When King Lear had his famous epiphany upon a heath in the middle of a storm, he was struck by the perceived lack of humanity in the beggar without shelter or garb, without place or purpose; a man stripped to nothing but the bare requirements of living. While the “poor naked wretches” of his speech were those who lived outside of feudal society, Lear’s description of poor Tom the beggar as barely human is reminiscent of the kinds of normative frameworks used to describe the plight of civilians in warfare, especially during the recent War on Terror.
The original actors in violent conflict, as defined by law, are the combatant and the civilian; clearly defined, demarcated categories with rights and duties associated with them. Since the War on Terror began (and in fact long before that), the labels given to people involved in armed conflict have multiplied. Prisoners of war are now ‘battlefield detainees’, civilians taking part in hostilities are ‘unlawful combatants‘ or, even more emotively – ‘abusive civilians’ . In his discussion of Just War Theory, Alex Bellamy uses the somewhat enigmatical term ‘enemy non-combatants’ ostensibly to describe the civilians of ‘enemy’ states. This term appears to fly in the face of current understandings of the laws and norms of warfare: by virtue of being civilians, these people are not supposed to be considered enemies – they are hors de combat.
If the defining actors in conflicts are combatants and civilians, the people designated these labels are the ‘Other’. These Others have been conceptualised in many different ways by scholars preoccupied with the ethics of war. Judith Butler describes them as ‘ungrieveable’ – their lives are already unliveable, they are unreal and dehumanised and because of this their deaths are not deaths at all. Kinsella emphasises their lack of agency, their inability to act as political beings, stemming from traditional norms of civilians as ‘women and children’, in need of protection and incapable of action. Agamben refers to this state of ‘otherness’ as ‘bare life’, human life that is completely politicised and is therefore apolitical.
For Agamben, the concentration camp is a physical ‘state of exception’ – the realm of the apolitical, those things that exist by virtue of not-being. A slightly easier concept to wrap one’s head around is Ignatieff’s ‘heath’ – the space of madness and chaos that Lear inhabits when he encounters the beggar. This is a space outside of the very ordered society in which Lear lives – here Lear is not a King and Tom is not a beggar, because these categories no longer exist. This metaphorical state of exception only exists because it is excluded from ordered, ‘civilised’ life; it is a physical and ethical space in which bare life exists. A current real world example of this physical space is Syria – often described as ‘war-torn’. Camp X-Ray at Guantanamo Bay is another.
The denizens of these spaces of exception are ‘enemy non-combatant’, the ‘unlawful combatant’ and the ‘abusive civilian’. Civilised wars are defined by their targeting of combatants and their protection of civilians , so these bare lives necessarily have to be defined out of this structure. Even when these Others do count, they are seen merely as potential lives – lives that will become liveable after the liberating and civilising military actions of the just warrior.

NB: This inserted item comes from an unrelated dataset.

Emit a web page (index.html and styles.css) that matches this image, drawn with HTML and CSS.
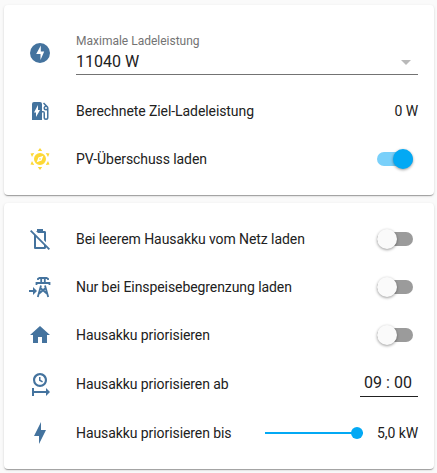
FILE: index.html
```html
<!DOCTYPE html>
<html lang="de">
<head>
<meta charset="utf-8">
<title>Ladeleistung</title>
<link rel="stylesheet" href="styles.css">
</head>
<body>
<main class="view">
  <section class="card">
    <div class="row row-select">
      <svg class="icon" viewBox="0 0 24 24"><path fill-rule="evenodd" d="M12 2A10 10 0 1 0 12 22A10 10 0 1 0 12 2ZM12.5 19V13H8.2L12.8 4.5V10.5H16.2Z"/></svg>
      <div class="select">
        <label class="select-label">Maximale Ladeleistung</label>
        <div class="select-value">11040 W<span class="caret"></span></div>
      </div>
    </div>
    <div class="row">
      <svg class="icon" viewBox="0 0 24 24"><path d="M19.77,7.23L19.78,7.22L16.06,3.5L15,4.56L17.11,6.67C16.17,7.03 15.5,7.93 15.5,9A2.5,2.5 0 0,0 18,11.5C18.36,11.5 18.69,11.42 19,11.29V18.5A1,1 0 0,1 18,19.5A1,1 0 0,1 17,18.5V14A2,2 0 0,0 15,12H14V5A2,2 0 0,0 12,3H6A2,2 0 0,0 4,5V21H14V13.5H15.5V18.5A2.5,2.5 0 0,0 18,21A2.5,2.5 0 0,0 20.5,18.5V9C20.5,8.31 20.22,7.68 19.77,7.23M18,10A1,1 0 0,1 17,9A1,1 0 0,1 18,8A1,1 0 0,1 19,9A1,1 0 0,1 18,10M8,18V13.5H6L10,6V11H12L8,18Z"/></svg>
      <span class="name">Berechnete Ziel-Ladeleistung</span>
      <span class="value">0 W</span>
    </div>
    <div class="row">
      <svg class="icon sun" viewBox="0 0 24 24"><path fill-rule="evenodd" d="M12 6A6 6 0 1 0 12 18A6 6 0 1 0 12 6ZM8.7 15.3L10.4 10.4L15.3 8.7L13.6 13.6ZM12 11.2A.8 .8 0 1 0 12 12.8A.8 .8 0 1 0 12 11.2ZM12 1L14.2 4H9.8ZM12 23L9.8 20H14.2ZM2.5 6.5L6.2 6.1L4 9.9ZM21.5 6.5L20 9.9L17.8 6.1ZM2.5 17.5L4 14.1L6.2 17.9ZM21.5 17.5L17.8 17.9L20 14.1Z"/></svg>
      <span class="name">PV-Überschuss laden</span>
      <span class="switch on"></span>
    </div>
  </section>
  <section class="card">
    <div class="row">
      <svg class="icon" viewBox="0 0 24 24"><path d="M3.3 3L2 4.3L6 8.3V20.7C6 21.4 6.6 22 7.3 22H16.7C17.3 22 17.8 21.6 18 21L18 20.3L20.7 23L22 21.7ZM8 20V10.3L16 18.3V20ZM16 6V13.3L18 15.3V5.3C18 4.6 17.4 4 16.7 4H15V2H9V4H8L10 6Z"/></svg>
      <span class="name">Bei leerem Hausakku vom Netz laden</span>
      <span class="switch"></span>
    </div>
    <div class="row">
      <svg class="icon" viewBox="0 0 24 24"><path d="M1 15H5V12L9 16L5 20V17H1Z"/><g class="tower"><path d="M10 5V3.8L11.5 3H18.5L20 3.8V5M13.2 3V8M16.8 3V8M8.5 10V8H21.5V10"/><path d="M13 10.5L9.8 22M17 10.5L20.2 22M12.4 13L18.8 18.5M17.6 13L11.2 18.5"/></g></svg>
      <span class="name">Nur bei Einspeisebegrenzung laden</span>
      <span class="switch"></span>
    </div>
    <div class="row">
      <svg class="icon" viewBox="0 0 24 24"><path d="M10,20V14H14V20H19V12H22L12,3L2,12H5V20H10Z"/></svg>
      <span class="name">Hausakku priorisieren</span>
      <span class="switch"></span>
    </div>
    <div class="row row-time">
      <svg class="icon" viewBox="0 0 24 24"><path d="M12 1C8.14 1 5 4.14 5 8A7 7 0 0 0 12 15C15.86 15 19 11.87 19 8C19 4.14 15.86 1 12 1M12 3.15C14.67 3.15 16.85 5.32 16.85 8S14.67 12.85 12 12.85 7.15 10.68 7.15 8 9.32 3.15 12 3.15M11 5V8.69L14.19 10.53L14.94 9.23L12.5 7.82V5M4 16V24H6V21H18V24L22 20L18 16V19H6V16"/></svg>
      <span class="name">Hausakku priorisieren ab</span>
      <div class="time"><span>09</span><span>:</span><span>00</span></div>
    </div>
    <div class="row">
      <svg class="icon" viewBox="0 0 24 24"><path d="M11,15H6L13,1V9H18L11,23V15Z"/></svg>
      <span class="name">Hausakku priorisieren bis</span>
      <div class="slider"><span class="knob"></span></div>
      <span class="value">5,0 kW</span>
    </div>
  </section>
</main>
</body>
</html>
```
FILE: styles.css
```css
* { box-sizing: border-box; }
body {
  margin: 0;
  background: #fafafa;
  color: #212121;
  font: 14px/20px Roboto, "Liberation Sans", sans-serif;
}
.view {
  display: flex;
  flex-direction: column;
  gap: 8px;
  padding: 5px 3px 4px 4px;
}
.card {
  display: flex;
  flex-direction: column;
  gap: 8px;
  padding: 16px;
  background: #fff;
  border-radius: 4px;
  box-shadow: 0 2px 1px -1px rgba(0,0,0,.2), 0 1px 1px rgba(0,0,0,.14), 0 1px 3px rgba(0,0,0,.12);
}
.row { display: flex; align-items: center; height: 40px; }
.row-select { height: 62px; padding-top: 2px; }
.row-time { height: 42px; }
.icon { flex: none; width: 24px; height: 24px; margin: 0 24px 0 8px; fill: #44739e; }
.sun { fill: #fdd835; }
.tower { fill: none; stroke: #44739e; stroke-width: 1.8; }
.name { flex: 1; white-space: nowrap; letter-spacing: -.08px; }
.value { white-space: nowrap; letter-spacing: -.08px; }
.select { flex: 1; height: 44px; border-bottom: 1px solid #737373; }
.select-label { display: block; font-size: 12px; line-height: 20px; color: #737373; }
.select-value {
  display: flex;
  align-items: center;
  justify-content: space-between;
  padding-right: 7px;
  font-size: 16px;
  line-height: 22px;
}
.caret { border: 5px solid transparent; border-top-color: #b9b9b9; border-bottom: 0; }
.switch {
  display: flex;
  align-items: center;
  width: 36px;
  height: 14px;
  margin-right: 5px;
  border-radius: 7px;
  background: #9b9b9b;
}
.switch::before {
  content: "";
  width: 20px;
  height: 20px;
  border-radius: 50%;
  background: #fafafa;
  box-shadow: 0 1px 3px rgba(0,0,0,.4);
}
.switch.on { justify-content: flex-end; background: #79d0fa; }
.switch.on::before { background: #03a9f4; }
.time {
  display: flex;
  justify-content: center;
  gap: 4px;
  width: 58px;
  height: 26px;
  padding-right: 2px;
  border-bottom: 1px solid #212121;
  font-size: 16px;
  line-height: 24px;
}
.slider {
  display: flex;
  align-items: center;
  justify-content: flex-end;
  width: 98px;
  height: 2px;
  margin-right: 14px;
  background: #03a9f4;
}
.knob { flex: none; width: 12px; height: 12px; border-radius: 50%; background: #03a9f4; }
```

While the state of exception remains unspoken and unexamined, even those attempts to make bare lives count will fail to effectively subvert these normative frameworks. A recent example of an attempt to bring the realities of drone-attacks in Pakistan to international attention reproduces the conceptualisation of Pakistanis as agency-less victims, their lives unbearable and unliveable. We can see their faces, but they remain beyond description, beyond politics; they are ‘the thing itself’.